2 The Interpretation of the Bible in the Church, 71.

3 Luke 1:3. Quotations from Scripture found in this work have been taken from the New Revised Standard Version.

4 This tendency does not arise from the science of exegesis, but from extraneous sources. Molinism is one such source, because it tends to derogate from the authority of God’s providence over the human mind and will. See James Burtchaell’s book, Catholic Theories of Biblical Inspiration since 1810 (Cambridge: University Press, 1969). Other sources are rationalism and the simple fear of ridicule by those who do not believe in God’s authorship.

5 Providentissimus Deus (Boston, Mass.: Daughters of St. Paul, n.d.), 10.

6 On Christian Doctrine, I, 35, in Nicene and Post-Nicene Fathers, First Series, 2:532-533.

7 On Christian Doctrine, I, 36, in NPNF, 1st Series, 2:533.

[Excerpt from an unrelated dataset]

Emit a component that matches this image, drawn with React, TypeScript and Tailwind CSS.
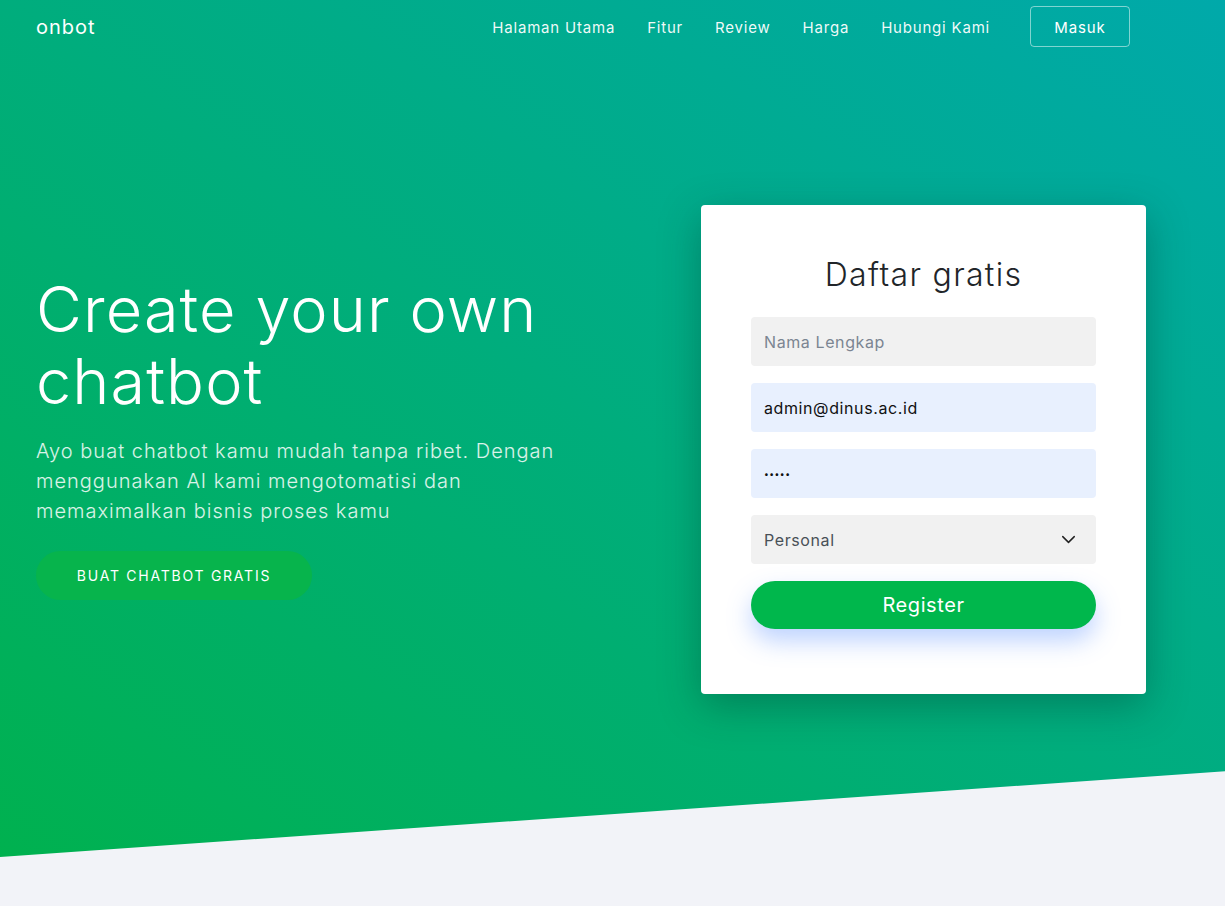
import { ChevronDown } from "lucide-react";

const navLinks = ["Halaman Utama", "Fitur", "Review", "Harga", "Hubungi Kami"];

function Navbar() {
  return (
    <nav className="flex h-[53px] items-center justify-between pl-9 pr-[95px]">
      <a className="text-[20px] tracking-[1px] text-white">onbot</a>
      <div className="flex items-center">
        <ul className="flex items-center gap-8 pt-[3px] text-[15px] tracking-[0.8px] text-white/95">
          {navLinks.map((l) => (
            <li key={l}>{l}</li>
          ))}
        </ul>
        <button className="ml-10 h-[41px] w-[100px] rounded-[4px] border border-white/50 pt-[3px] text-[15px] tracking-[0.9px] text-white">
          Masuk
        </button>
      </div>
    </nav>
  );
}

function RegisterCard() {
  return (
    <div className="w-[445px] rounded-[4px] bg-white px-[50px] pt-[50px] pb-[65px] shadow-[0_12px_40px_rgba(0,50,40,0.35)]">
      <h2 className="mb-[22px] text-center text-[32px] font-light leading-[40px] tracking-[1.3px] text-[#212529]">Daftar gratis</h2>
      <form className="flex flex-col gap-[17px] tracking-[0.6px]" onSubmit={(e) => e.preventDefault()}>
        <input
          type="text"
          placeholder="Nama Lengkap"
          className="h-[49px] rounded-[4px] bg-[#f1f1f1] px-[13px] text-[16px] text-[#212529] outline-none placeholder:text-[#7b8591]"
        />
        <input
          type="email"
          defaultValue="admin@dinus.ac.id"
          className="h-[49px] rounded-[4px] bg-[#e8f0fe] px-[13px] text-[16px] text-[#111] outline-none"
        />
        <input
          type="password"
          defaultValue="12345"
          className="h-[49px] rounded-[4px] bg-[#e8f0fe] px-[13px] text-[8.5px] tracking-[0.5px] text-[#111] outline-none"
        />
        <div className="relative">
          <select className="h-[49px] w-full appearance-none rounded-[4px] bg-[#f1f1f1] px-[13px] text-[16px] text-[#495057] outline-none">
            <option>Personal</option>
            <option>Bisnis</option>
          </select>
          <ChevronDown className="pointer-events-none absolute right-[16px] top-[13px] text-[#222]" size={23} strokeWidth={1.5} />
        </div>
        <button
          type="submit"
          className="h-[48px] rounded-full bg-[#00b74c] text-[20px] text-white shadow-[0_12px_24px_rgba(70,130,255,0.35)]"
        >
          Register
        </button>
      </form>
    </div>
  );
}

export default function App() {
  return (
    <div className="min-h-screen bg-[#f2f3f8] font-['Inter',sans-serif]">
      <section className="h-[857px] bg-[linear-gradient(to_top_right,#00b14f,#00a9aa)] [clip-path:polygon(0_0,100%_0,100%_90%,0_100%)]">
        <Navbar />
        <div className="flex items-start justify-between pl-9 pr-[79px] pt-[152px]">
          <div className="mt-[68px] w-[560px] text-white">
            <h1 className="text-[63px] font-light leading-[72px] tracking-[1.1px]">Create your own chatbot</h1>
            <p className="mt-[19px] text-[20px] font-light leading-[30px] tracking-[1px] text-white/85">
              Ayo buat chatbot kamu mudah tanpa ribet. Dengan menggunakan AI kami mengotomatisi dan memaximalkan bisnis proses kamu
            </p>
            <button className="mt-[25px] h-[49px] w-[276px] rounded-full bg-[#07b44c] text-[14px] tracking-[1.75px] text-white">
              BUAT CHATBOT GRATIS
            </button>
          </div>
          <RegisterCard />
        </div>
      </section>
    </div>
  );
}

8 On Christian Doctrine, III, 2, in NPNF, 1st Series, 2:556-557.

9 On Christian Doctrine, II, 5, in NPNF, 1st Series, 2:536-537.

10 On Christian Doctrine, III, 16, in NPNF, 1st Series, 2:563.

11 De Gen. Ad Litt., I, 21; cited by Leo XIII, Providentissimus Deus, 24.

12 One reason for this might be that all of Scripture is useful, while a lie is never useful. “Now every man who lies commits an injustice… Either then, injustice is sometimes useful (which is impossible), or a lie is never useful” (St. Augustine, On Christian Doctrine, I, 36, in NPNF, 1st Series, 2:533). But “all scripture is inspired by God and is useful for teaching…” (2 Timothy 3:16). Therefore Scripture cannot contain lies.

13 Ep. Lxxxii, 1; cited by Leo XIII, Providentissimus Deus, 27.

14 Confessions, XII, 31, in NPNF, 1st Series, 1:188.

15 St. Augustine’s example of something that must be taken figuratively, the eating of the body of Christ, might be such a case, since such eating sometimes figuratively expresses the destruction of one’s enemies, as in Psalm 27:2 and in Micah 3:3. Thus this eating is to be understood literally, but as referring to the sacramental eating of the body of Christ, rather than to cannibalism.

16 It does not follow that as soon as one understands a single sentence, one has attained a truth, however, because not all the sentences of Scripture are assertions.